The 1850 New Hampshire Constitutional Convention

The Intent: Attempting a State Takeover of Free Common Schools – and Why It Failed

I. Historical Context and Core Purpose

In 1850, New Hampshire convened a constitutional convention to revise its 1784 Constitution. A primary goal was to centralize and modernize public education by converting the existing local “common schools,” typically community-supported institutions grounded in morality, piety, and evangelical principles, into a state-funded, state-supervised system of free public schools supported by compulsory taxation.

Under the original 1784 Constitution: 

  • Part I, Article 6 (Bill of Rights) empowered the legislature to authorize towns, parishes, or religious societies to support Protestant teachers of piety, religion, and morality “at their own expense.” This tied public support to evangelical Protestant principles but did not mandate statewide compulsory taxation for education or religion. 
  • Part I, Article 4 protected the unalienable right of conscience, ensuring no one could be compelled to support religious instruction contrary to their beliefs. 
  • Part I, Article 12 stated that while individuals must contribute their share for the protection of life, liberty, and property, “no part of a man’s property shall be taken from him, or applied to public uses, without his own consent, or that of the representative body of the people.” 
  • Part I, Article 28 reinforced that “no subsidy, charge, tax, impost or duty shall be established, fixed, laid, or levied… without the consent of the people, or their representatives in the legislature.”

These provisions collectively prohibited compulsory taxation without the consent of the people, requiring a constitutional amendment as mandated by the N.H. Const. Part I, Articles 12 and 28, and Part II, Articles 99 and 100. They also preserved voluntary and local mechanisms for supporting schools and religion.

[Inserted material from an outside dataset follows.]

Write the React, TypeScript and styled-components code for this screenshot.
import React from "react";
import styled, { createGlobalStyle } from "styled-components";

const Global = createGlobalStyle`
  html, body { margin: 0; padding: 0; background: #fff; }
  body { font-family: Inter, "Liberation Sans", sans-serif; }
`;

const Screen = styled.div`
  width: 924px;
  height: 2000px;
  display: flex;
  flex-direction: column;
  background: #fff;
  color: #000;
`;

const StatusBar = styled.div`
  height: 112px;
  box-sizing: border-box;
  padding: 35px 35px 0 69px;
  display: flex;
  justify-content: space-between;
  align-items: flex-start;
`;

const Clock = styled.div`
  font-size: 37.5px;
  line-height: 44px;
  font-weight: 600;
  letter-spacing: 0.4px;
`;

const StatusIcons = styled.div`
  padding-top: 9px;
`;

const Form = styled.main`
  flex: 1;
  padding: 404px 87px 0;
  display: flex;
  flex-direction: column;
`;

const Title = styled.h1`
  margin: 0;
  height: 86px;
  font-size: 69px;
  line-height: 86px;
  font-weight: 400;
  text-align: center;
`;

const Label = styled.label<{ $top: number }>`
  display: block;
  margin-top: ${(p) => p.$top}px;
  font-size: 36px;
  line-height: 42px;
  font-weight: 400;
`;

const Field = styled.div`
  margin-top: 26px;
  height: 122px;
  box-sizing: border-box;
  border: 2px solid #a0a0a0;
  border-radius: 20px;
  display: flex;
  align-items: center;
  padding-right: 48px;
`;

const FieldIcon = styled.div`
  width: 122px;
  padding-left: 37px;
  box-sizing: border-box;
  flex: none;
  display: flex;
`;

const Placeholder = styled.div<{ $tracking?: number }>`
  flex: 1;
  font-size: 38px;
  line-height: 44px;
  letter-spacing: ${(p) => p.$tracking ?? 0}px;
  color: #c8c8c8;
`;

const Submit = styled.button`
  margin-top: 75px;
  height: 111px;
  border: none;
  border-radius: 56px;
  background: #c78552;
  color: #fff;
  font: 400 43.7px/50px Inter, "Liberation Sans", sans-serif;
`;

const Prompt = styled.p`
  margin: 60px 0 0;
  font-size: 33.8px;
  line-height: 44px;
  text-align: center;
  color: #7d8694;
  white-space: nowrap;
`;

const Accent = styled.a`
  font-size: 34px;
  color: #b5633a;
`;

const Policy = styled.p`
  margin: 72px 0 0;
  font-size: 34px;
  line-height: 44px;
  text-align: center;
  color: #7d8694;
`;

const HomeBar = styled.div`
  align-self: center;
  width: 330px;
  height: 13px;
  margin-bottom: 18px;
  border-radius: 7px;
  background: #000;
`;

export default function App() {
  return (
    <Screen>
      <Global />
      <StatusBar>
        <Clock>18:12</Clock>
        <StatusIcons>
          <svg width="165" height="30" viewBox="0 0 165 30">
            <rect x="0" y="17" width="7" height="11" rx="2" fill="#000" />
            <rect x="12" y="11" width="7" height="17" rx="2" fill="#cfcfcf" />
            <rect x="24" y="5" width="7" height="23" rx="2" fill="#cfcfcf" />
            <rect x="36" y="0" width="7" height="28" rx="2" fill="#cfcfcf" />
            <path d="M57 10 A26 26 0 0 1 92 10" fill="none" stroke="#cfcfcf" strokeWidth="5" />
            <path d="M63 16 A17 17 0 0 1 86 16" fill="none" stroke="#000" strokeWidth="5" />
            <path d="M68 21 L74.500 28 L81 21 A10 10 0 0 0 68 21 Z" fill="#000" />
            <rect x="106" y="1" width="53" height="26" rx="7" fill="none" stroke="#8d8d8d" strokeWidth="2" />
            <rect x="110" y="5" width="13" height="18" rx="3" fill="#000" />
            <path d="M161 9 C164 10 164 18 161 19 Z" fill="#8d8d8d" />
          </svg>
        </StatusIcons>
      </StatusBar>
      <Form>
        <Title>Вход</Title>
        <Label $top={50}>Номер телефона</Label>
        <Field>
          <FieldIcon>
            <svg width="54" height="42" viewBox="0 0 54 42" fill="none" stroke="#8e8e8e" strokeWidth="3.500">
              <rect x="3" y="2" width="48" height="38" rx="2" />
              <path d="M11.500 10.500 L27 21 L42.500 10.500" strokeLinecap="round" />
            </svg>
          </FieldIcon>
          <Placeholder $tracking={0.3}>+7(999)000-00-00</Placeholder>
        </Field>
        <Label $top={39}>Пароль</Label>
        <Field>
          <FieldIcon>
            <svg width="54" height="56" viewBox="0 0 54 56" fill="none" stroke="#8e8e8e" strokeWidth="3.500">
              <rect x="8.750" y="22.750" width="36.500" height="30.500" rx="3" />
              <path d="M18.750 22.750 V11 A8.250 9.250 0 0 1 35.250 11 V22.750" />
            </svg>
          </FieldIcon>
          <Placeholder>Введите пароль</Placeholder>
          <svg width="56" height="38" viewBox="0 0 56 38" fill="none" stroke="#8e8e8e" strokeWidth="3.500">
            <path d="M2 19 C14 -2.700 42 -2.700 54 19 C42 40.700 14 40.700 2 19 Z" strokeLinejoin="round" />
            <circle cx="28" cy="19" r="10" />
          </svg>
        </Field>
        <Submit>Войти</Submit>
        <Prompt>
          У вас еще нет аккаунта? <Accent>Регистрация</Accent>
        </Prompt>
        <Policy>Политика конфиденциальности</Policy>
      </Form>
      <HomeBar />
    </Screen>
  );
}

No statewide mandatory tax for common schools existed under the 1784 framework.

The Toleration Act of 1819 further advanced religious liberty by ending mandatory town-level taxation for Congregational (Protestant) ministry support. It allowed religious sects to form societies and tax only their own voluntary members, while prohibiting compelled support for other denominations. This brought New Hampshire into practical compliance with the spirit of the First Amendment to the U.S. Constitution (no establishment of religion), by eliminating state-enforced religious taxation and promoting denominational equality, preventing any form of religion from being established or supported at general taxpayer expense.

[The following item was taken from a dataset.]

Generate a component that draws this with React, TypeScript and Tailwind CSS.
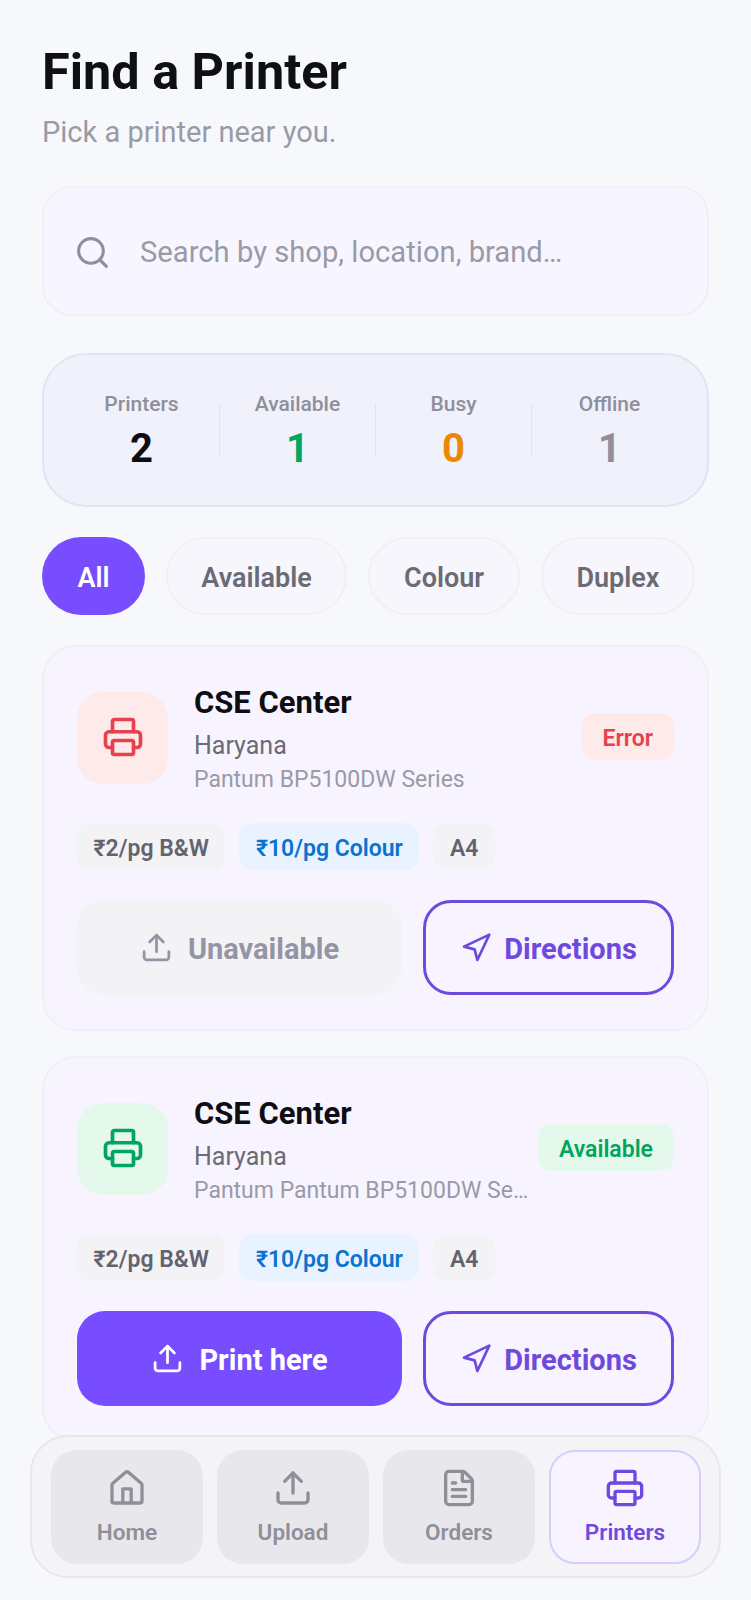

The 1850 convention delegates were clearly aware of these taxing prohibitions (Articles 12 and 28) and the voluntary/local nature of prior support. To impose a compulsory tax for free common schools, they needed a constitutional amendment, precisely what they proposed.

Voters were asked (Page 345, Question 11th): 

“Do you approve of the amendment requiring the election of a Superintendent of Public Instruction, as provided in the amended Constitution?”

This encapsulated the push for state control, but …the voters rejected the amendment.

II. The Five Core Elements of the Proposal

The convention proposed five key changes to enable state takeover:

  1. State-mandated compulsory funding for free common schools via taxpayer expense (overriding voluntary/local support). 
  2. Establishment of a statewide elected Superintendent of Public Instruction
  3. Amendment of Part I, Article 6 to secularize language (removing evangelical/Protestant ties). 
  4. Elevation of education to a constitutional right by relocating and rewriting former Part II, Article 83 into the Bill of Rights. 
  5. Insertion of a mandatory minimum tax into Part II, Article 89 (formerly Art. 83), requiring towns to raise at least $125 per $1 of state tax apportioned, creating the first constitutional compulsory tax for schools.

III. The Constitutional Changes – How They Planned It

1. Secularization of Part I, Article 6 – Pages 58–60

Delegates proposed the removal of sectarian references: 

  • “Evangelical principles” → “the principles of the Bible” 
  • Eliminated “Protestant,” “denomination of Christians,” and local/parish exclusivity.

Intent: Shift from religiously grounded local schools to a neutral, state-directed system.

2. Relocating Former Part II, Article 83 to the Bill of Rights

Education was reframed from legislative encouragement to a constitutional right.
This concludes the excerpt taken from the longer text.